For several of the entertainments they came forward to perform farces. After the first diffidence had worn off, they took a keen delight in the preparations, working hard and cordially; they were singularly ready to be shown what to do, and to be criticized. "Knock-about" farce—the counterpart in drama of their comic songs—pleased them best, and they did well in it. But "Box and Cox" was almost beyond them, because they missed the meanings of the rather stilted dialogue. In helping to coach them in their parts I had the best of opportunities to know this. They produced a resemblance to the sound of the sentences, and were satisfied, though they missed the sense. Instead of saying that he "divested" himself of his clothing, Mr. Box—or was it Cox?—said that he "invested" himself, and no correction could cure him of saying that. When one of them came to describing the lady's desperate wooing of him, "to escape her importunities" is what he should have said; but what he did say was "to escape our opportunities"—an error which the audience, fortunately, failed to notice, for it slipped out again at the time of performance, after having been repeatedly put right at rehearsal. And this sort of thing happened all through the piece. Almost invariably the points which depended on a turn of phrase were lost. "I at once give you warning that I give you warning at once" became, "I at once give you warning. That is, I give you warning at once." Cox (or Box) reading the lawyer's letter, never made out the following passage: "I soon discovered her will, the following extract from which will, I am sure, give you satisfaction." It was plain that he thought the second word "will" meant the same as the first.

As evidence of a lack of "book-learning" in the village, this might have been insufficient, had it stood alone. But it did not. The misbehaviour of the boys at the night-school has been mentioned. Being a member of the school managing committee, I went in to the school occasionally, and what I saw left me satisfied that a large part of the master's difficulty arose from the unfamiliarity of the scholars with their own language. That initial ignorance blocked the road to science even more completely than, in the Entertainment Club, it did to art. "The Science of Horticulture" was the subject of the lesson on one dismal evening, this being the likeliest of some half-dozen "practical sciences" prescribed for village choice by the educational authority at Whitehall. About twenty "students," ranging from sixteen to nineteen years old, were—no, not puzzling over it: they were "putting in time" as perfunctorily as they dared, making the lesson an excuse for being present together in a warmed and lighted room. When I went in it was near the close of the evening; new matter was being entered upon, apparently as an introduction to the next week's lesson. I stood and watched. The master called upon first one, then another, to read aloud a sentence or two out of the textbook with which each was provided; and one after another the boys stood up, shamefaced or dogged, to stumble through sentences which seemed to convey absolutely no meaning to them. If it had been only the hard words that floored them—such as "cotyledon" and "dicotyledon"—I should not have been surprised; but they blundered over the ordinary English, and had next to no sense of the meaning of punctuation.
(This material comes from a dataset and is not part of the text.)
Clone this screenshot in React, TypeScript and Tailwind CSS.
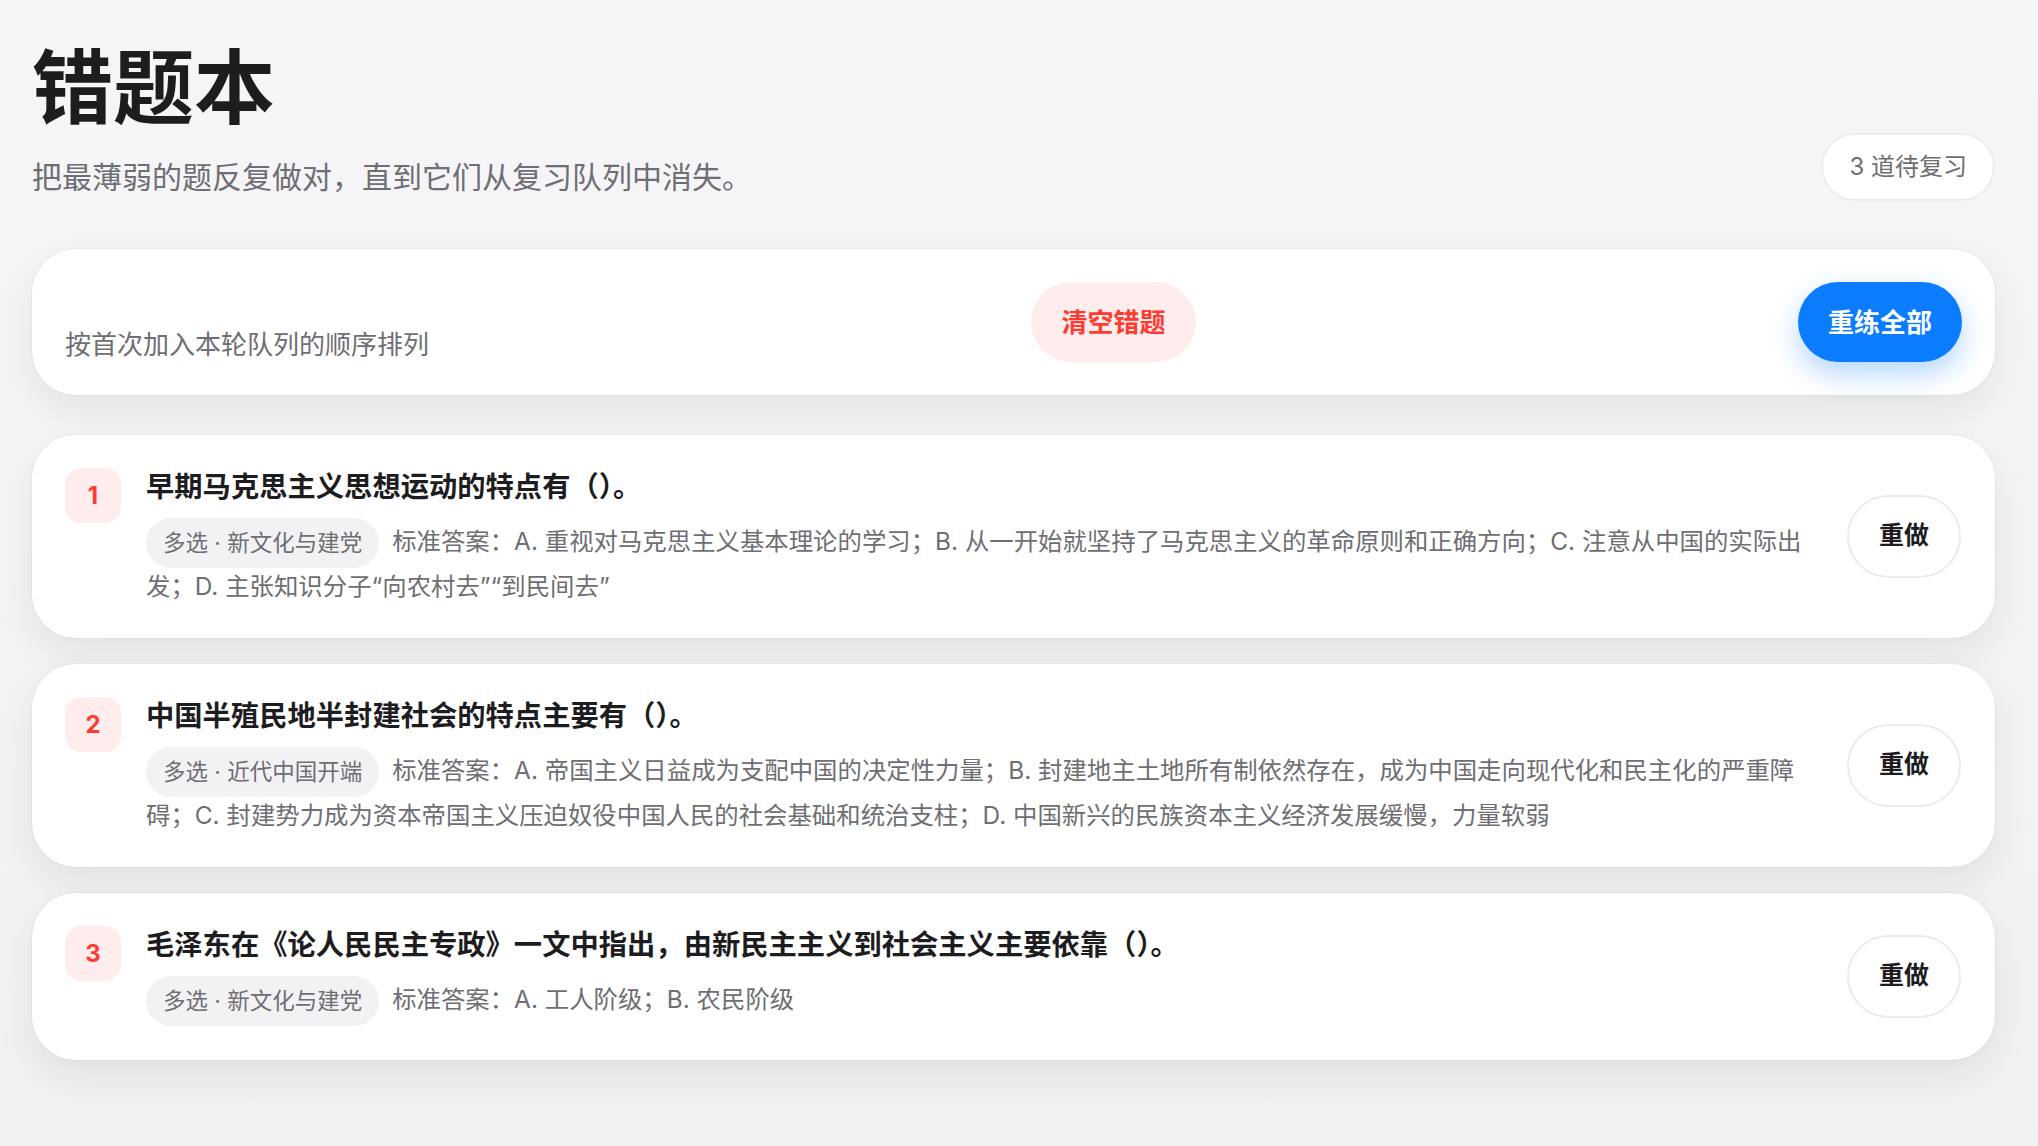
import * as React from "react"

interface Mistake {
  id: number
  title: string
  tag: string
  answer: string
}

const mistakes: Mistake[] = [
  {
    id: 1,
    title: "早期马克思主义思想运动的特点有（）。",
    tag: "多选 · 新文化与建党",
    answer:
      "标准答案：A. 重视对马克思主义基本理论的学习；B. 从一开始就坚持了马克思主义的革命原则和正确方向；C. 注意从中国的实际出发；D. 主张知识分子“向农村去”“到民间去”",
  },
  {
    id: 2,
    title: "中国半殖民地半封建社会的特点主要有（）。",
    tag: "多选 · 近代中国开端",
    answer:
      "标准答案：A. 帝国主义日益成为支配中国的决定性力量；B. 封建地主土地所有制依然存在，成为中国走向现代化和民主化的严重障碍；C. 封建势力成为资本帝国主义压迫奴役中国人民的社会基础和统治支柱；D. 中国新兴的民族资本主义经济发展缓慢，力量软弱",
  },
  {
    id: 3,
    title: "毛泽东在《论人民民主专政》一文中指出，由新民主主义到社会主义主要依靠（）。",
    tag: "多选 · 新文化与建党",
    answer: "标准答案：A. 工人阶级；B. 农民阶级",
  },
]

const cardShadow = "shadow-[0_16px_40px_rgba(0,0,0,0.07),0_0_0_1px_rgba(0,0,0,0.03)]"

function MistakeCard({ item }: { item: Mistake }) {
  return (
    <div className={`flex items-center gap-[36px] rounded-[44px] bg-white pl-[33px] pr-[34px] pt-[33px] pb-[34px] ${cardShadow}`}>
      <div className="flex min-w-0 flex-1 items-start gap-[25px]">
        {/* index badge */}
        <div className="flex h-[55px] w-[56px] shrink-0 items-center justify-center rounded-[16px] bg-[#ffeded] text-[24px] font-bold text-[#ff3b30]">
          {item.id}
        </div>
        <div className="min-w-0 flex-1">
          <div className="text-[28.3px] font-bold leading-[38px] text-[#1d1d1f]">{item.title}</div>
          <p className="mt-[12px] text-[24.4px] leading-[36px] text-[#6e6e73]">
            <span className="mr-[13px] inline-flex h-[50px] items-center rounded-full bg-[#f2f2f5] px-[17px] align-middle text-[22.5px]">
              {item.tag}
            </span>
            {item.answer}
          </p>
        </div>
      </div>
      <button className="flex h-[83px] shrink-0 items-center justify-center rounded-full border-2 border-[#ececf0] bg-white px-[30px] text-[25px] font-bold text-[#1d1d1f]">
        重做
      </button>
    </div>
  )
}

export default function App() {
  return (
    <div
      className="min-h-screen bg-gradient-to-b from-[#f6f6f8] to-[#f1f1f3] pl-[32px] pr-[43px] pt-[48px] pb-[60px]"
      style={{ fontFamily: '"Inter", "Noto Sans CJK SC", sans-serif' }}
    >
      <header className="flex items-end justify-between">
        <div>
          <h1 className="text-[81px] font-bold leading-none text-[#1d1d1f]">错题本</h1>
          <p className="mt-[28px] text-[30px] leading-[40px] text-[#6e6e73]">
            把最薄弱的题反复做对，直到它们从复习队列中消失。
          </p>
        </div>
        <span className="-mb-[4px] flex h-[68px] items-center rounded-full border-2 border-[#ececf0] bg-white px-[26px] text-[24px] text-[#6e6e73]">
          3 道待复习
        </span>
      </header>

      {/* toolbar */}
      <section className={`mt-[52px] flex h-[146px] items-center justify-between rounded-[44px] bg-white px-[33px] ${cardShadow}`}>
        <p className="mb-[32px] self-end text-[26px] leading-[36px] text-[#6e6e73]">按首次加入本轮队列的顺序排列</p>
        <button className="flex h-[80px] items-center rounded-full bg-[#ffeded] px-[30px] text-[26px] font-bold text-[#ff3b30]">
          清空错题
        </button>
        <button className="flex h-[80px] items-center rounded-full bg-[#0a7cff] px-[30px] text-[26px] font-bold text-white shadow-[0_12px_28px_rgba(0,122,255,0.3)]">
          重练全部
        </button>
      </section>

      <div className="mt-[40px] flex flex-col gap-[26px]">
        {mistakes.map((m) => (
          <MistakeCard key={m.id} item={m} />
        ))}
      </div>
    </div>
  )
}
I admit that probably they were not trying to do their best; that they might have put on a little intentional clumsiness, in the instinctive hope of escaping derision by being thought waggish. But the pity of it was that they should need to protect themselves so. They had not the rudimentary accomplishment: that was the plain truth. They could not understand ordinary printed English.

Of science, of course, they were learning nothing. They may have taken away from those lessons a few elementary scientific terms, and possibly they got hold of the idea of the existence of some mysterious knowledge that was not known in the village; but the advantage ended there. I doubt if a single member of the class had begun to use his brain in a scientific way, reasoning from cause to effect; I doubt if it dawned upon one of them that there was such an unheard-of accomplishment to be acquired. They were trying—if they were trying anything at all—to pick up modern science in the folk manner, by rote, as though it were a thing to be handed down by tradition. So at least I infer, not only from watching this particular class then and on other occasions, but also from the following circumstance.
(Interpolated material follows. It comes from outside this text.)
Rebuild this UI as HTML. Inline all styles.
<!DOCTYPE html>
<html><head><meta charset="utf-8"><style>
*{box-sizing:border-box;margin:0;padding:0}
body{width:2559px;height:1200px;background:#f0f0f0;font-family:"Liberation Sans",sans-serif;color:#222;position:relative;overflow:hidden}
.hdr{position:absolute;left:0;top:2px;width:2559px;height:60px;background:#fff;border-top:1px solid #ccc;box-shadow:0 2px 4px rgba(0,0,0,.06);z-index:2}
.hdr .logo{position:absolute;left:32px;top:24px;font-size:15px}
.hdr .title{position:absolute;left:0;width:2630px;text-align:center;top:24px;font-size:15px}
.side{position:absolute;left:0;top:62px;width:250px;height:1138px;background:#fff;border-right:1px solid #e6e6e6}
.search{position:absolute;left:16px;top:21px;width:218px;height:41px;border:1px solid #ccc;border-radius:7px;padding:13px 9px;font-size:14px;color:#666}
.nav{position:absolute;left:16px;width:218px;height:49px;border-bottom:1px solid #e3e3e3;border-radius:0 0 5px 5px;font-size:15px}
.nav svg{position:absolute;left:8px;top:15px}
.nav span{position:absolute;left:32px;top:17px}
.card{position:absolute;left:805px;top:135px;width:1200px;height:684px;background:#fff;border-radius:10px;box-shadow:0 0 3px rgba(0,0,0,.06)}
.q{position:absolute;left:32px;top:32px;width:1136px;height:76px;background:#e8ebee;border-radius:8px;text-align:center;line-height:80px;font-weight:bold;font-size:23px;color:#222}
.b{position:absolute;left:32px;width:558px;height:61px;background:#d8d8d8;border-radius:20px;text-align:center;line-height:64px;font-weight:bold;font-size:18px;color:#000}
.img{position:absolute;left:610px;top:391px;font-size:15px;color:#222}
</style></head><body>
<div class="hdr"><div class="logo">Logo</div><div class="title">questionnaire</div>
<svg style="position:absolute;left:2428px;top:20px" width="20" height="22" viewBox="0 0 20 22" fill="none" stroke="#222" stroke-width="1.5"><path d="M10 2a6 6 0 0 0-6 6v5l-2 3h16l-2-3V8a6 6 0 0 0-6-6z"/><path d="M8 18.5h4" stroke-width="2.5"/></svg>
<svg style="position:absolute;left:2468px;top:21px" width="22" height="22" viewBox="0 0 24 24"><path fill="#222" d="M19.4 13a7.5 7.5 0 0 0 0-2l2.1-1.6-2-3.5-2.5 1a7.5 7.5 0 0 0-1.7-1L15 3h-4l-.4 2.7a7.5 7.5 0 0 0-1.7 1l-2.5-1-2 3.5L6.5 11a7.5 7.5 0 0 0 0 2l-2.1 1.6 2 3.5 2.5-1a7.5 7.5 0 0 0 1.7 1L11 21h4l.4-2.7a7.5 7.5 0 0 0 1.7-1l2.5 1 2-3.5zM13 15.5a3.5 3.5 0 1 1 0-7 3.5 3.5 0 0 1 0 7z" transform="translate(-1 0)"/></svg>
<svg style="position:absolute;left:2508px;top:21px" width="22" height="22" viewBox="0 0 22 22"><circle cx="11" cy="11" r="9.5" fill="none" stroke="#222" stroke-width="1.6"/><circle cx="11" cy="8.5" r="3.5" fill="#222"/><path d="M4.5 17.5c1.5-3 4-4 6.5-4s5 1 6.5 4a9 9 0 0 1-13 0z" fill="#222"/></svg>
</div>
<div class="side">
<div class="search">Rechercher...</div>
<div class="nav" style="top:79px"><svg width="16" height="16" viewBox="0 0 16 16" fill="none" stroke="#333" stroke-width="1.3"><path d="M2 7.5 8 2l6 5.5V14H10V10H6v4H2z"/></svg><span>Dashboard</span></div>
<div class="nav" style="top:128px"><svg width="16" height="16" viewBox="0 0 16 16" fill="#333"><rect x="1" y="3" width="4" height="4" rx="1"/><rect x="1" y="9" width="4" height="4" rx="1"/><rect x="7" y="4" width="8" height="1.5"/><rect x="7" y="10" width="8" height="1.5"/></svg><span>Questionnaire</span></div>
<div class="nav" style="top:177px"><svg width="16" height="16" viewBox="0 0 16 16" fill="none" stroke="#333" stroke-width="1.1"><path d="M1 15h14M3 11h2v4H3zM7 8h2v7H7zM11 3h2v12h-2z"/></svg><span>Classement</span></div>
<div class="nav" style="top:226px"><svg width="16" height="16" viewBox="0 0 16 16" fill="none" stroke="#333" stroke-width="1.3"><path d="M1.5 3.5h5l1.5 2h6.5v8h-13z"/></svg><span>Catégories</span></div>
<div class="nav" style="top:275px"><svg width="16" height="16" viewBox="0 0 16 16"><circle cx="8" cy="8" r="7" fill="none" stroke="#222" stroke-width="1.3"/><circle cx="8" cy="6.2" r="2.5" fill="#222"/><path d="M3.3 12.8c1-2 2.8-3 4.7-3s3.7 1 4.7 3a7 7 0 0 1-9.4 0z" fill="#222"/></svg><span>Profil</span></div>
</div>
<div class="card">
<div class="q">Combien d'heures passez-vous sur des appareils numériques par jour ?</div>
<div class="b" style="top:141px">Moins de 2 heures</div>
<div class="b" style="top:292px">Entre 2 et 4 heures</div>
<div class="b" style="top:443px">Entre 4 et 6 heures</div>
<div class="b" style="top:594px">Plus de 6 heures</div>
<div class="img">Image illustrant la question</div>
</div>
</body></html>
At Christmastime in one of these winters a few of the boys of the night-school went round the village, mumming. They performed the same old piece that Mr. Hardy has described in "The Return of the Native"—the same old piece that, as a little child, I witnessed years ago in a real village; but it had degenerated lamentably. The boys said that they had learnt it from an elder brother of one of them, and had practised it in a shed; and at my request the leader consented to write out the piece, and in due time he brought me his copy. I have mislaid the thing, and write from memory; but I recall enough of it to affirm that he had never understood, or even cared to fix a meaning to, the words—or sounds, rather—which he and his companions had gabbled through as they prowled around the kitchen clashing their wooden swords. That St. George had become King William was natural enough; but what is to be said of changing the Turkish Knight into the Turkey Snipe? That was one of the "howlers" this youth perpetrated, amongst many others less striking, perhaps, but not less instructive. The whole thing showed plainly where the difficulty lay at the night-school. The breaking up of the traditional life of the village had failed to supply the boys either with the language or with the mental habits necessary for living successfully under the new conditions. Some of these boys were probably the sons of parents unable to read and write; none of them came from families where those accomplishments were habitually practised or much esteemed.
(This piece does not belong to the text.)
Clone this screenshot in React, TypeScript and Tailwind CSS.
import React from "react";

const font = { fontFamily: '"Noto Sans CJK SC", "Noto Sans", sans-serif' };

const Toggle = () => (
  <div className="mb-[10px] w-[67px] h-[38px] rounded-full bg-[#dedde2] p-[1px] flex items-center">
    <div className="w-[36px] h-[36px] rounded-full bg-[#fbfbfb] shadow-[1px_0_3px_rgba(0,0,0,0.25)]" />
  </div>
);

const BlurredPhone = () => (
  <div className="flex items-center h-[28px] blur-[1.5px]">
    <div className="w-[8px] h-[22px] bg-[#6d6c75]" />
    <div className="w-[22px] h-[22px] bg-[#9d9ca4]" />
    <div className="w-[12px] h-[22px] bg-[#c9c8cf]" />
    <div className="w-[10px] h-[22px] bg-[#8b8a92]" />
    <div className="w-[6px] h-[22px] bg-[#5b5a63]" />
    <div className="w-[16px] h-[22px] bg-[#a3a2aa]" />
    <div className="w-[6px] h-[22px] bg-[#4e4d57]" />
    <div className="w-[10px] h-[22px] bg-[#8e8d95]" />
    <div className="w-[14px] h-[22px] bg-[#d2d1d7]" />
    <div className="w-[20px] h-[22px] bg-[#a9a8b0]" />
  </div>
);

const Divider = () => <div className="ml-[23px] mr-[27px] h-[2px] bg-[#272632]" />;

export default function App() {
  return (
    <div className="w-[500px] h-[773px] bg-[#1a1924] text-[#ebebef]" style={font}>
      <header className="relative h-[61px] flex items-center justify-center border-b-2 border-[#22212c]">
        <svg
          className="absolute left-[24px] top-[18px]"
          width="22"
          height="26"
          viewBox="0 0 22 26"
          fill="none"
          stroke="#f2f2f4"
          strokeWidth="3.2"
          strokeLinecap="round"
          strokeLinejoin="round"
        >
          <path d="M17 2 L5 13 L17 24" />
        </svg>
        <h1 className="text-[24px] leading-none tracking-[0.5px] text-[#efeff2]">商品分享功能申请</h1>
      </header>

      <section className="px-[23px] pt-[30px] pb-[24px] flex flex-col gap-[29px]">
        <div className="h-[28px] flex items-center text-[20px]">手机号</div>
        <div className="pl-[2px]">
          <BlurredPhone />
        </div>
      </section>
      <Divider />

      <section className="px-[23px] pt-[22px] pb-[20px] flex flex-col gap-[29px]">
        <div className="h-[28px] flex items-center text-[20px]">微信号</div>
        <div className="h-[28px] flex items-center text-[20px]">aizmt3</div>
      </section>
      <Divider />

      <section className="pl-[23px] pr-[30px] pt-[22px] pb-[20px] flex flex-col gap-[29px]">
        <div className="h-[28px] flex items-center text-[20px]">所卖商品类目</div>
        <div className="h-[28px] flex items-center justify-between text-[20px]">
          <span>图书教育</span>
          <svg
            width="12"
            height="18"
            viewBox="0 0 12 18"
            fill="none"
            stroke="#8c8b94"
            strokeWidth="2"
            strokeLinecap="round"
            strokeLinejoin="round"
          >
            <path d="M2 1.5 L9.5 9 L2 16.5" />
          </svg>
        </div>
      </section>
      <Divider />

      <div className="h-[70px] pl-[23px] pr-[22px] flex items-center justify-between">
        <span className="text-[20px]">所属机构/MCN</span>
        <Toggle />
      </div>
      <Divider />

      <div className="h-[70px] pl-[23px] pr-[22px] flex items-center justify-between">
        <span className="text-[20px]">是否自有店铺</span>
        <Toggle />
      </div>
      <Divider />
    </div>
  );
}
The argument, thus illustrated by the state of the boys, extends in its application to practically the whole of the village. "Book-learning" had been very unimportant to the peasant with his traditional lore, but it would be hard to exaggerate the handicap against which the modern labourer strives, for want of it. Look once more at his position. In the new circumstance the man lives in an environment never dreamt of by the peasant. Economic influences affecting him most closely come, as it were, vibrating upon him from across the sea. Vast commercial and social movements, unfelt in the valley under the old system, are altering all its character; instead of being one of a group of villagers tolerably independent of the rest of the world, he is entangled in a network of economic forces as wide as the nation; and yet, to hold his own in this new environment, he has no new guidance. Parochial customs and the traditions of the village make up the chief part of his equipment.